# DSCI 100: Introduction to Data Science

## Tutorial 8 - Regression I (K-nearest neighbours) : Class activity

In [None]:
library(tidyverse)
library(tidymodels)

Let's look at the avocado data, which we looked at in week 3, and try to use the volume of small hass avocado sales to predict the volume of large hass sales. To reduce the size of the dataset, let's also narrow our observations to only include avocados from 2015.

In [None]:
# run this
avocado <- read_csv("data/avocado_prices.csv") |>
    filter(yr == 2015)
head(avocado)

In the readings, we looked at both RMSE and RMSPE and their differences.<br>
* <b>RMSE</b> refers to the root mean squared error, or an error in the predictions made for the training data. Hence, this is a property we look at when we evaluate how well our model is able to fit the data.
<br>
* <b>RMSPE</b> refers to the root mean squared <b>prediction</b> error, or the error in our predictions made about the actual testing data. We look at this property when we want to evaluate the quality of our future predictions on new data we haven't seen before.
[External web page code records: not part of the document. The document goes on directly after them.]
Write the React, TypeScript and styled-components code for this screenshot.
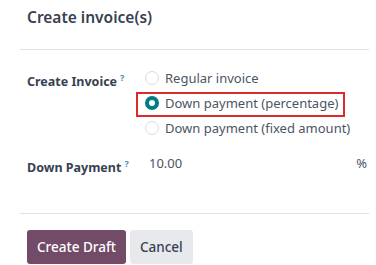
import { styled, createGlobalStyle } from "styled-components";

const GlobalStyle = createGlobalStyle`
    body {
        margin: 0;
        background: #ffffff;
        font-family: "Noto Sans", "Open Sans", sans-serif;
    }
`;

const Dialog = styled.div`
    margin-left: 20px;
    width: 349px;
    height: 265px;
    overflow: hidden;
`;

const Header = styled.div`
    height: 50px;
    padding: 5px 7px 0;
    box-sizing: border-box;
    border-bottom: 1px solid #dee2e6;
`;

const Title = styled.h4`
    margin: 0;
    font-size: 15.5px;
    line-height: 24px;
    font-weight: 600;
    color: #374151;
`;

const Body = styled.div`
    height: 164px;
    padding: 15px 7px 0;
    box-sizing: border-box;
    border-bottom: 1px solid #dee2e6;
`;

const FieldRow = styled.div<{ $gap?: number }>`
    display: grid;
    grid-template-columns: 118px 1fr;
    margin-bottom: ${(p) => p.$gap ?? 0}px;
`;

const Label = styled.div`
    font-size: 12.5px;
    font-weight: 700;
    color: #374151;
    line-height: 25px;
`;

const Help = styled.sup`
    font-size: 9px;
    color: #3d8fc4;
    margin-left: 3px;
    font-weight: 700;
`;

const RadioList = styled.div`
    display: flex;
    flex-direction: column;
    align-items: flex-start;
`;

const Option = styled.label<{ $marked?: boolean }>`
    position: relative;
    display: inline-flex;
    align-items: center;
    gap: 6px;
    height: 25px;
    font-size: 13px;
    color: #4b5563;

    &::after {
        content: "";
        display: ${(p) => (p.$marked ? "block" : "none")};
        position: absolute;
        inset: 2px -7px -2px -9px;
        border: 2px solid #d92b2b;
        pointer-events: none;
    }
`;

const Dot = styled.span<{ $checked?: boolean }>`
    width: 14px;
    height: 14px;
    border-radius: 50%;
    box-sizing: border-box;
    border: ${(p) => (p.$checked ? "4px solid #017e84" : "1px solid #d8dadd")};
    background: #ffffff;
    flex-shrink: 0;
`;

const Value = styled.div`
    display: flex;
    justify-content: space-between;
    font-size: 13px;
    line-height: 25px;
    color: #4b5563;
    padding-left: 4px;
    margin-right: -5px;
`;

const Footer = styled.div`
    display: flex;
    gap: 4px;
    padding: 16px 7px 0;
`;

const Button = styled.button<{ $primary?: boolean }>`
    height: 34px;
    padding: 0 10px;
    border: none;
    border-radius: 3px;
    font-family: inherit;
    font-size: 13.5px;
    font-weight: 500;
    background: ${(p) => (p.$primary ? "#714b67" : "#e7e9ed")};
    color: ${(p) => (p.$primary ? "#ffffff" : "#374151")};
`;

export default function App() {
    return (
        <>
            <GlobalStyle />
            <Dialog>
                <Header>
                    <Title>Create invoice(s)</Title>
                </Header>
                <Body>
                    <FieldRow $gap={11}>
                        <Label>
                            Create Invoice<Help>?</Help>
                        </Label>
                        <RadioList>
                            <Option>
                                <Dot />
                                Regular invoice
                            </Option>
                            <Option $marked>
                                <Dot $checked />
                                Down payment (percentage)
                            </Option>
                            <Option>
                                <Dot />
                                Down payment (fixed amount)
                            </Option>
                        </RadioList>
                    </FieldRow>
                    <FieldRow>
                        <Label>
                            Down Payment<Help>?</Help>
                        </Label>
                        <Value>
                            <span>10.00</span>
                            <span>%</span>
                        </Value>
                    </FieldRow>
                </Body>
                <Footer>
                    <Button $primary>Create Draft</Button>
                    <Button>Cancel</Button>
                </Footer>
            </Dialog>
        </>
    );
}
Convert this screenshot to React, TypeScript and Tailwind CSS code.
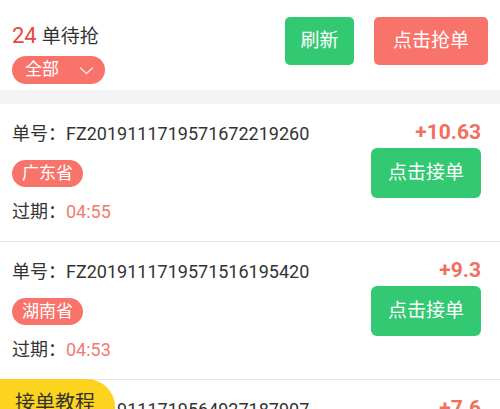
import React from "react";

type Order = {
    no: string;
    amount: string;
    province: string;
    expire: string;
};

const orders: Order[] = [
    { no: "FZ2019111719571672219260", amount: "+10.63", province: "广东省", expire: "04:55" },
    { no: "FZ2019111719571516195420", amount: "+9.3", province: "湖南省", expire: "04:53" },
    { no: "FZ2019111719564927187907", amount: "+7.6", province: "湖北省", expire: "04:50" },
];

function OrderCard({ order }: { order: Order }) {
    return (
        <div className="flex justify-between h-[138px] px-3 border-b border-[#e6e6e6] bg-white">
            <div className="flex flex-col items-start pt-[19px]">
                <p className="text-[18px] leading-[22px] text-[#333]">
                    单号：{order.no}
                </p>
                <span className="mt-[15px] h-[27px] px-[10px] rounded-full bg-[#f8736a] text-white text-[17px] leading-[27px]">
                    {order.province}
                </span>
                <p className="mt-[14px] text-[18px] leading-[22px] text-[#333]">
                    过期：<span className="text-[#f27a72]">{order.expire}</span>
                </p>
            </div>
            <div className="flex flex-col items-end pt-[16px] pr-[7px]">
                <span className="text-[21px] leading-[24px] font-bold text-[#f0705f]">
                    {order.amount}
                </span>
                <button className="mt-[4px] w-[110px] h-[50px] rounded-[6px] bg-[#33c872] text-white text-[19px]">
                    点击接单
                </button>
            </div>
        </div>
    );
}

export default function App() {
    return (
        <div
            className="relative w-[500px] h-[409px] overflow-hidden bg-white"
            style={{ fontFamily: 'Roboto, "Noto Sans CJK SC", sans-serif' }}
        >
            <div className="flex justify-between h-[90px] px-3">
                <div className="flex flex-col items-start pt-[22px]">
                    <p className="leading-[28px] text-[#333]">
                        <span className="text-[22px] text-[#e8463c]">24</span>
                        <span className="ml-[5px] text-[19px]">单待抢</span>
                    </p>
                    <button className="mt-1 flex items-center w-[93px] h-[28px] pl-[13px] rounded-full bg-[#f8736a] text-white text-[17px]">
                        全部
                        <svg className="ml-[20px]" width="15" height="9" viewBox="0 0 15 9" fill="none">
                            <path d="M1 1.5 L7.5 7.5 L14 1.5" stroke="#ffe3df" strokeWidth="1.3" />
                        </svg>
                    </button>
                </div>
                <div className="flex gap-[20px] pt-[17px]">
                    <button className="w-[69px] h-[48px] rounded-[5px] bg-[#33c872] text-white text-[19px]">
                        刷新
                    </button>
                    <button className="w-[114px] h-[48px] rounded-[5px] bg-[#f8736a] text-white text-[19px]">
                        点击抢单
                    </button>
                </div>
            </div>
            <div className="h-[14px] bg-[#f4f4f4]" />
            {orders.map((order) => (
                <OrderCard key={order.no} order={order} />
            ))}
            <div className="absolute left-0 top-[379px] w-[115px] h-[50px] pl-[15px] pt-[11px] rounded-tr-[28px] bg-[#fcd31d] text-[20px] leading-[26px] text-[#333]">
                接单教程
            </div>
        </div>
    );
}
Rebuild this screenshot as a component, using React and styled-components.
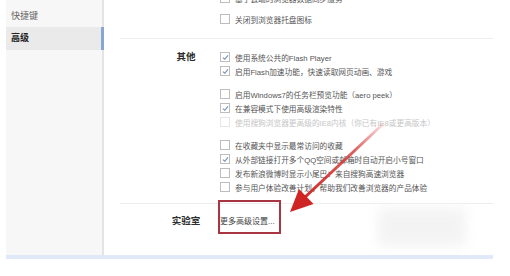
import React from 'react'
import styled, { createGlobalStyle } from 'styled-components'

const GlobalStyle = createGlobalStyle`
    html, body {
        margin: 0;
        padding: 0;
        background: #ffffff;
    }
    body {
        font-family: "Liberation Sans", "Noto Sans CJK SC", sans-serif;
    }
`

const Page = styled.div`
    position: relative;
    width: 510px;
    height: 276px;
    overflow: hidden;
    background: #ffffff;
`

const Window = styled.div`
    display: flex;
    margin-left: 6px;
    width: 487px;
    height: 255px;
    border-bottom: 4px solid #dfe9f7;
`

// Sidebar
const Sidebar = styled.div`
    width: 96px;
    padding-top: 5px;
    background: #f7f7f7;
    border-right: 2px solid #e4e4e4;
`

const SideItem = styled.div`
    position: relative;
    height: ${p => (p.active ? '23px' : '22px')};
    line-height: ${p => (p.active ? '23px' : '22px')};
    padding-left: 5px;
    font-size: 9px;
    color: ${p => (p.active ? '#222' : '#666')};
    font-weight: ${p => (p.active ? 700 : 400)};
    background: ${p => (p.active ? '#eaeaea' : 'transparent')};

    &::after {
        content: '';
        display: ${p => (p.active ? 'block' : 'none')};
        position: absolute;
        right: -2px;
        top: 0;
        width: 3px;
        height: 100%;
        background: #86a7d0;
    }
`

// Main
const Main = styled.div`
    flex: 1;
    overflow: hidden;
`

const Section = styled.div`
    display: grid;
    grid-template-columns: 116px 1fr;
    padding-top: ${p => p.top}px;
    padding-bottom: ${p => p.bottom}px;
    margin-top: ${p => p.shift || 0}px;
`

const Divider = styled.div`
    height: 1px;
    margin-left: 16px;
    background: #eeeeee;
`

const Label = styled.div`
    padding-left: 46px;
    width: 72px;
    text-align: center;
    font-size: 9.5px;
    font-weight: 700;
    color: #2e2e2e;
    height: 14px;
    line-height: 14px;
`

const Options = styled.div`
    display: flex;
    flex-direction: column;
    gap: 9px;
`

const Group = styled.div`
    display: flex;
    flex-direction: column;
    gap: ${p => p.gap || 0}px;
`

const Row = styled.div`
    display: flex;
    align-items: center;
    gap: 5px;
    height: 14px;
    font-size: 7.7px;
    white-space: nowrap;
    color: ${p => (p.disabled ? '#c6c6c6' : '#555555')};
`

const Box = styled.span`
    display: inline-flex;
    align-items: center;
    justify-content: center;
    width: 8px;
    height: 8px;
    border: 1px solid ${p => (p.disabled ? '#e6e6e6' : '#bdbdbd')};
    background: #fff;
    flex: none;
`

const LinkText = styled.div`
    font-size: 8px;
    color: #444;
    height: 16px;
    line-height: 16px;
`

// annotation overlays
const Frame = styled.div`
    position: absolute;
    left: 218px;
    top: 200px;
    width: 59px;
    height: 30px;
    border: 2px solid #a83541;
`

const Arrow = styled.svg`
    position: absolute;
    left: 0;
    top: 0;
`

const Smudge = styled.div`
    position: absolute;
    left: 378px;
    top: 208px;
    width: 88px;
    height: 38px;
    background: #efefef;
    filter: blur(6px);
    opacity: 0.7;
`

const Check = ({ checked, disabled }) => (
    <Box disabled={disabled}>
        {checked && (
            <svg width="7" height="7" viewBox="0 0 7 7">
                <path d="M1 3.6 L2.8 5.3 L6 1.4" fill="none" stroke="#6f8db5" strokeWidth="1.1" />
            </svg>
        )}
    </Box>
)

const Option = ({ checked, disabled, children }) => (
    <Row disabled={disabled}>
        <Check checked={checked} disabled={disabled} />
        <span>{children}</span>
    </Row>
)

const App = () => {
    return (
        <Page>
            <GlobalStyle />
            <Window>
                <Sidebar>
                    <SideItem>快捷键</SideItem>
                    <SideItem active>高级</SideItem>
                </Sidebar>
                <Main>
                    <Section top={0} bottom={12} shift={-9}>
                        <Label />
                        <Group gap={7}>
                            <Option>基于云端的浏览器数据同步服务</Option>
                            <Option>关闭到浏览器托盘图标</Option>
                        </Group>
                    </Section>
                    <Divider />

                    <Section top={11} bottom={9}>
                        <Label>其他</Label>
                        <Options>
                            <Group>
                                <Option checked>使用系统公共的Flash Player</Option>
                                <Option checked>启用Flash加速功能，快速读取网页动画、游戏</Option>
                            </Group>
                            <Group>
                                <Option>启用Windows7的任务栏预览功能（aero peek）</Option>
                                <Option checked>在兼容模式下使用高级渲染特性</Option>
                                <Option disabled>使用搜狗浏览器更高级的IE8内核（你已有IE8或更高版本）</Option>
                            </Group>
                            <Group>
                                <Option>在收藏夹中显示最常访问的收藏</Option>
                                <Option checked>从外部链接打开多个QQ空间或邮箱时自动开启小号窗口</Option>
                                <Option>发布新浪微博时显示小尾巴：来自搜狗高速浏览器</Option>
                                <Option>参与用户体验改善计划，帮助我们改善浏览器的产品体验</Option>
                            </Group>
                        </Options>
                    </Section>
                    <Divider />

                    <Section top={10} bottom={0}>
                        <Label>实验室</Label>
                        <LinkText>更多高级设置...</LinkText>
                    </Section>
                </Main>
            </Window>

            <Smudge />
            <Frame />
            <Arrow width="510" height="276" viewBox="0 0 510 276">
                <defs>
                    <linearGradient id="redline" x1="383" y1="124" x2="300" y2="202" gradientUnits="userSpaceOnUse">
                        <stop offset="0" stopColor="#d84040" stopOpacity="0.15" />
                        <stop offset="0.35" stopColor="#d43535" stopOpacity="0.8" />
                        <stop offset="1" stopColor="#cf2424" />
                    </linearGradient>
                </defs>
                <path d="M383 124 L303 199" stroke="url(#redline)" strokeWidth="3" strokeLinecap="round" />
                <path d="M290 212 L313.5 204 L299 189 Z" fill="#cf2424" />
            </Arrow>
        </Page>
    )
}

export default App
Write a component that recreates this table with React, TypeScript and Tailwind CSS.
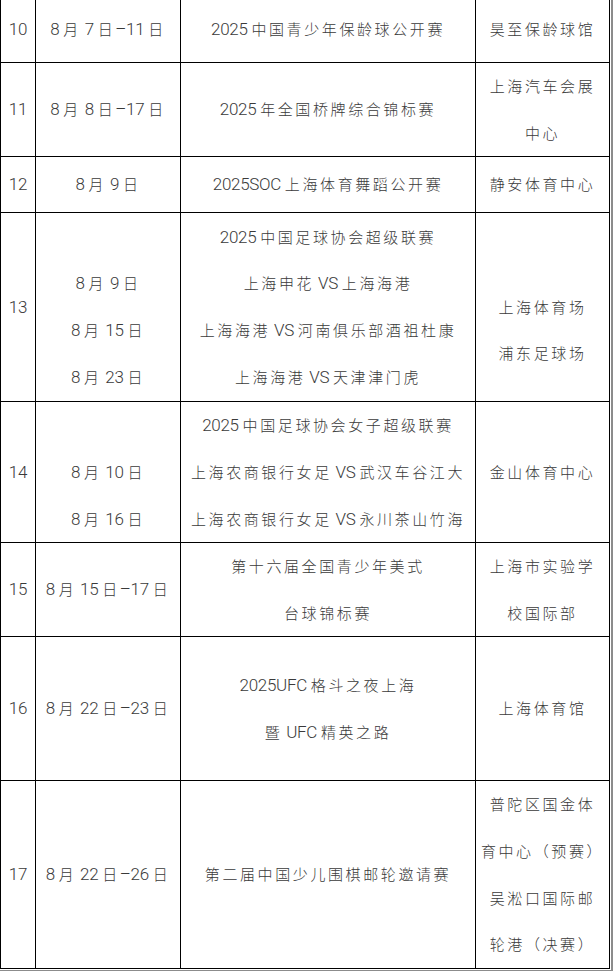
const cjkRe = /([\u3000-\u9fff\uff00-\uffef]+)/;

// split a line into latin / cjk runs, cjk runs get their own size and spacing
const Line = ({text}: {text: string}) => {
    if (text === "") return <div className="h-[46.75px]"></div>;
    const parts = text.split(cjkRe).filter((p) => p !== "");
    return (
        <div className="h-[46.75px] leading-[46.75px] whitespace-nowrap">
            {parts.map((p, i) =>
                cjkRe.test(p)
                    ? <span key={i} className="text-[15px] font-light tracking-[2.6px] font-['Noto_Sans_CJK_SC',sans-serif]">{p}</span>
                    : <span key={i} className="text-[17px] font-light tracking-[-0.3px] font-['Roboto','Liberation_Sans',sans-serif]">{p}</span>
            )}
        </div>
    );
};

const rows = [
    {no: "10", h: "h-[67px]", date: ["8 月 7 日–11 日"], name: ["2025 中国青少年保龄球公开赛"], place: ["昊至保龄球馆"]},
    {no: "11", h: "h-[94px]", date: ["8 月 8 日–17 日"], name: ["2025 年全国桥牌综合锦标赛"], place: ["上海汽车会展", "中心"]},
    {no: "12", h: "h-[56px]", date: ["8 月 9 日"], name: ["2025SOC 上海体育舞蹈公开赛"], place: ["静安体育中心"]},
    {
        no: "13", h: "h-[189px]",
        date: ["", "8 月 9 日", "8 月 15 日", "8 月 23 日"],
        name: ["2025 中国足球协会超级联赛", "上海申花 VS 上海海港", "上海海港 VS 河南俱乐部酒祖杜康", "上海海港 VS 天津津门虎"],
        place: ["", "上海体育场", "浦东足球场"],
    },
    {
        no: "14", h: "h-[141px]",
        date: ["", "8 月 10 日", "8 月 16 日"],
        name: ["2025 中国足球协会女子超级联赛", "上海农商银行女足 VS 武汉车谷江大", "上海农商银行女足 VS 永川茶山竹海"],
        place: ["金山体育中心"],
    },
    {no: "15", h: "h-[94px]", date: ["8 月 15 日–17 日"], name: ["第十六届全国青少年美式", "台球锦标赛"], place: ["上海市实验学", "校国际部"]},
    {no: "16", h: "h-[144px]", date: ["8 月 22 日–23 日"], name: ["2025UFC 格斗之夜上海", "暨 UFC 精英之路"], place: ["上海体育馆"]},
    {
        no: "17", h: "h-[188px]",
        date: ["8 月 22 日–26 日"],
        name: ["第二届中国少儿围棋邮轮邀请赛"],
        place: ["普陀区国金体", "育中心（预赛）", "吴淞口国际邮", "轮港（决赛）"],
    },
];

const Cell = ({lines}: {lines: string[]}) => (
    <div className="border-r border-black flex flex-col items-center justify-center text-center">
        {lines.map((l, i) => <Line key={i} text={l}/>)}
    </div>
);

const App = () => {
    return (
        <div className="w-[613px] h-[971px] overflow-hidden bg-white text-[#3a3a3a]">
            <div className="w-[613px] -mt-[4px] pr-px pb-px border-r-2 border-b-2 border-[#8c8c8c]">
                <div className="border-l border-black">
                    {rows.map((r) => (
                        <div key={r.no} className={`grid grid-cols-[35px_145px_295px_134px] border-b border-black ${r.h}`}>
                            <Cell lines={[r.no]}/>
                            <Cell lines={r.date}/>
                            <Cell lines={r.name}/>
                            <Cell lines={r.place}/>
                        </div>
                    ))}
                </div>
            </div>
        </div>
    );
};

export default App;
Let's take a look at their differences, and at which point in our workflow might we need one over the other.

In [None]:
# Split the data into training and testing
set.seed(1234)
avo_split <- initial_split(avocado, prop = 0.5, strata = large_hass_volume)
avo_train <- training(avo_split)
avo_test <- testing(avo_split)

In [None]:
# Set the seed. Don't remove this!
set.seed(3456) 
# Create a recipe, model specification, and workflow
avo_recipe <- recipe(large_hass_volume ~ small_hass_volume, data = avo_train) |>
                  step_scale(all_predictors()) |>
                  step_center(all_predictors())

avo_spec <- nearest_neighbor(weight_func = "rectangular", neighbors = tune()) |>
                  set_engine("kknn") |>
                  set_mode("regression")

avo_workflow <- workflow() |>
                 add_recipe(avo_recipe) |>
                 add_model(avo_spec)
avo_workflow

Here we've provided most of the initial setup: splitting the data into training and testing sets, making the recipe, the model, and adding them to the workflow is done! Now let's perform cross validation with **3 folds** and take a look at the RMSE values. (This might take a bit to run!!)

In [None]:
set.seed(1234)

avo_vfold <- vfold_cv(avo_train, v = 3, strata = large_hass_volume)

gridvals <- tibble(neighbors = seq(1,200))

training_results <- avo_workflow |>
                       tune_grid(resamples = avo_vfold, grid = gridvals) |>
                       collect_metrics() 

head(training_results)

You will see that each number of neighbors has an `rmse` metric and an `rsq` metric.

**Question:** Is `rmse` there RMSE or RMSPE?

DOUBLE CLICK TO EDIT **THIS CELL** AND REPLACE THIS TEXT WITH YOUR ANSWER.

Now find the k value that gives the minimum RMSE.

In [None]:
avo_min <- training_results |>
               filter(.metric == 'rmse') |>
               filter(mean == min(mean))
avo_min

Our optimal k value is 18!

Using k = 18, fit the model on to our testing set and return the summary statistics.

In [None]:
# run this
set.seed(1234)

avo_spec <- nearest_neighbor(weight_func = "rectangular", neighbors = 18) |>
                  set_engine("kknn") |>
                  set_mode("regression")

avo_fit <- workflow() |>
           add_recipe(avo_recipe) |>
           add_model(avo_spec) |>
           fit(data = avo_train)

In [None]:
avo_summary <- avo_fit |> 
           predict(avo_test) |>
           bind_cols(avo_test) |>
           metrics(truth = large_hass_volume, estimate = .pred) 
avo_summary

Once again, we see the metric `rmse` in one of the rows.

**Question:** Is `rmse` there RMSE or RMSPE?

DOUBLE CLICK TO EDIT **THIS CELL** AND REPLACE THIS TEXT WITH YOUR ANSWER.